Selasa 08 Jun 2021 14:47 WIB

Di Balik Dukungan Irlandia untuk Palestina

Palestina dan Irlandia dianggap bersama melawan kolonialisme dan penindasan.

Rep: Meiliza Laveda/ Red: Esthi Maharani
Politisi Irlandia Richard Boyd Barrett menggambarkan pendudukan Palestina dan pembentukan negara Israel sebagai
Foto: IRNA
Politisi Irlandia Richard Boyd Barrett menggambarkan pendudukan Palestina dan pembentukan negara Israel sebagai

IHRAM.CO.ID, DUBLIN – Irlandia dan Palestina memang memiliki hubungan baik dan sejarah pun mencatatnya. Meskipun jarak antara Dublin ke Yerusalem ribuan kilometer, dalam hubungan politik antara Palestina dan Irlandia sangat dekat. Kedua negara itu dianggap bersama melawan kolonialisme dan penindasan.

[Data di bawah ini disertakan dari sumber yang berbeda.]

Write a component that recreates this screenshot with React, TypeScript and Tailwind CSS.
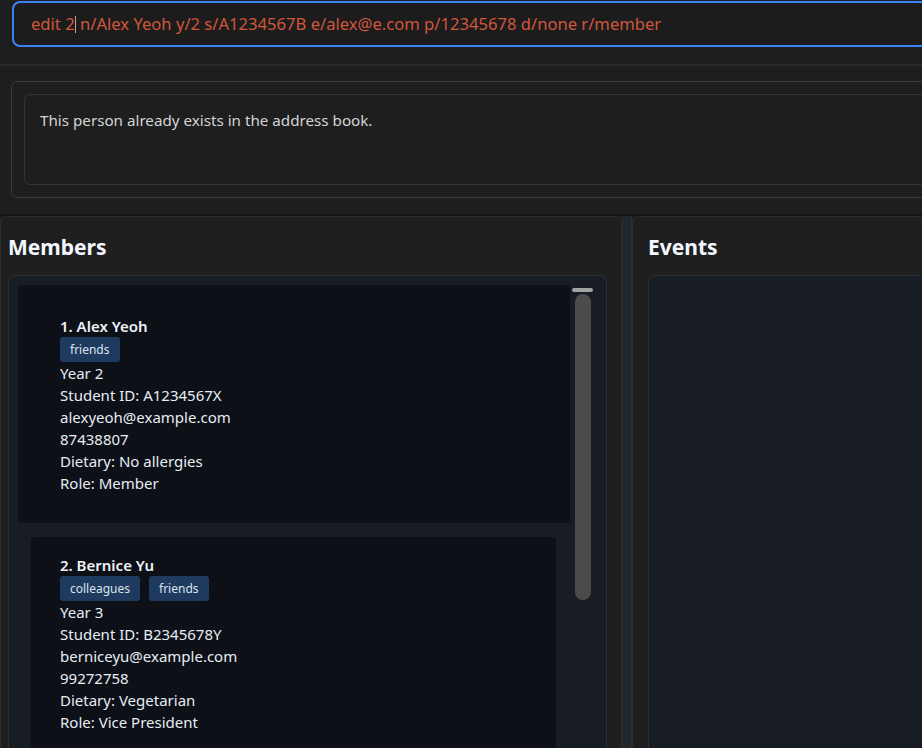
import React from 'react';

interface Member {
    name: string;
    tags: string[];
    year: string;
    studentId: string;
    email: string;
    phone: string;
    dietary: string;
    role: string;
}

const members: Member[] = [
    {
        name: '1. Alex Yeoh',
        tags: ['friends'],
        year: 'Year 2',
        studentId: 'A1234567X',
        email: 'alexyeoh@example.com',
        phone: '87438807',
        dietary: 'No allergies',
        role: 'Member',
    },
    {
        name: '2. Bernice Yu',
        tags: ['colleagues', 'friends'],
        year: 'Year 3',
        studentId: 'B2345678Y',
        email: 'berniceyu@example.com',
        phone: '99272758',
        dietary: 'Vegetarian',
        role: 'Vice President',
    },
];

const MemberCard: React.FC<{ member: Member; selected?: boolean }> = ({ member, selected }) => {
    return (
        <div
            className={
                selected
                    ? 'rounded bg-[#0d1017] pl-[42px] pt-[30px] pb-[29px]'
                    : 'ml-[13px] mr-[14px] rounded bg-[#0d1017] pl-[29px] pt-[17px] pb-[29px]'
            }
        >
            <div className="text-[15px] font-semibold leading-[22px] text-[#eef2f7]">{member.name}</div>
            <div className="flex gap-[9px]">
                {member.tags.map((tag) => (
                    <span
                        key={tag}
                        className="flex h-[25px] items-center rounded-[3px] bg-[#1f3a5f] px-[10px] text-[12px] text-[#dbe4ee]"
                    >
                        {tag}
                    </span>
                ))}
            </div>
            <div className="text-[15px] leading-[22px] text-[#e6edf3]">
                <div>{member.year}</div>
                <div>Student ID: {member.studentId}</div>
                <div>{member.email}</div>
                <div>{member.phone}</div>
                <div>Dietary: {member.dietary}</div>
                <div>Role: {member.role}</div>
            </div>
        </div>
    );
};

const App: React.FC = () => {
    return (
        <div
            className="h-screen w-full overflow-hidden bg-[#1e1e1e]"
            style={{ fontFamily: '"Noto Sans", "Open Sans", sans-serif' }}
        >
            <div className="flex h-full w-[1240px] flex-col">
                {/* command box */}
                <div className="h-[64px] pl-3 pt-px">
                    <div className="flex h-[46px] items-center rounded-lg border-2 border-[#3b82f6] bg-[#1c1c1c] pl-[17px] text-[16.6px] text-[#d0573c]">
                        <span className="whitespace-pre">edit 2</span>
                        <span className="h-[17px] w-px bg-[#c9a090]" />
                        <span className="whitespace-pre"> n/Alex Yeoh y/2 s/A1234567B e/alex@e.com p/12345678 d/none r/member</span>
                    </div>
                </div>
                <div className="h-[2px] bg-[#2a2a2a]" />

                {/* result display */}
                <div className="h-[148px] pl-[11px] pt-[15px]">
                    <div className="h-[117px] rounded-md border border-[#3a3a3a] p-3">
                        <div className="h-[91px] rounded-md border border-[#30343c] px-[15px] pt-[15px] text-[15.2px] leading-5 text-[#d4d4d4]">
                            This person already exists in the address book.
                        </div>
                    </div>
                </div>
                <div className="h-[2px] bg-[#141414]" />

                {/* panels */}
                <div className="flex min-h-0 flex-1">
                    <div className="flex w-[622px] flex-col rounded-t-md border-x border-t border-[#2c2c2c] bg-[#1f1f1f] pl-[7px] pr-[14px]">
                        <h2 className="flex h-[58px] items-center pt-[4px] text-[21px] font-bold text-[#f3f7ff]">Members</h2>
                        <div className="flex min-h-0 flex-1 rounded-t-lg border-x border-t border-[#2b3038] bg-[#181c23] pl-[9px] pt-[9px]">
                            <div className="flex flex-1 flex-col gap-[14px]">
                                {members.map((m, i) => (
                                    <MemberCard key={m.name} member={m} selected={i === 0} />
                                ))}
                            </div>
                            <div className="flex w-[36px] flex-col items-center pr-[11px] pt-[3px]">
                                <div className="h-[4px] w-[21px] rounded-sm bg-[#a3a3a3]" />
                                <div className="mt-[2px] h-[306px] w-[16px] rounded-full bg-[#4b4b4b]" />
                            </div>
                        </div>
                    </div>
                    <div className="w-[10px] border-x border-[#2a2f37] bg-[#21262d]" />
                    <div className="flex flex-1 flex-col rounded-t-md border-x border-t border-[#2c2c2c] bg-[#1f1f1f] pl-[15px] pr-4">
                        <h2 className="flex h-[58px] items-center pt-[4px] text-[21px] font-bold text-[#f3f7ff]">Events</h2>
                        <div className="flex-1 rounded-t-lg border-x border-t border-[#2b3038] bg-[#181c24]" />
                    </div>
                </div>
            </div>
        </div>
    );
};

export default App;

Parlemen Irlandia memberikan suara bulat pada pekan lalu yang mengutuk “aneksasi de facto” Israel atas tanah Palestina di wilayah pendudukan. Irlandia menjadi negara anggota Uni Eropa pertama yang melakukannya. Juru Bicara Urusan Luar Negeri untuk Oposisi Partai Sayap Kiri Sinn Fein, John Boyne mengajukan mosi terbaru. Dia mengatakan langkah itu merupakan konsekuensi langsung dari tindakan Israel dan ekspresi ikatan bersama antara penderitaan Irlandia dan Palestina.

Sinn Fein mendukung gerakan Boikot, Divestasi, dan Sanksi (BDS) dan mengusir duta besar Israel yang ditentang oleh partai Fianna Fail yang konservatifdan sayap kanan-tengah Fine Gael.

Parlemen Irlandia menarik perhatian internasional pada tahun 2018 ketika mengesahkan RUU Wilayah Pendudukan yang akan melarang semua barang dan jasa yang berasal dari pemukiman ilegal di Tepi Barat. Meskipun mendapat dukungan luas di seluruh partai politik dan masyarakat, itu dilawan selama negosiasi koalisi antara dua partai konservatif yang memerintah.

 

Bagi Seniman Teater, Amir Abualrob tujuan Palestina memiliki asal mendalam bagi masyarakat Irlandia. Dia datang ke Irlandia dari kota Jenin, Tepi Barat tiga tahun lalu.

“Ada pemahaman besar dan mendalam tentang apa artinya menjadi orang Palestina dan apa artinya hidup di bawah pendudukan dan penjajahan,” kata Abualrob. Pada akhir abad ke-19 dan awal abad ke-20 gambarannya sangat berbeda.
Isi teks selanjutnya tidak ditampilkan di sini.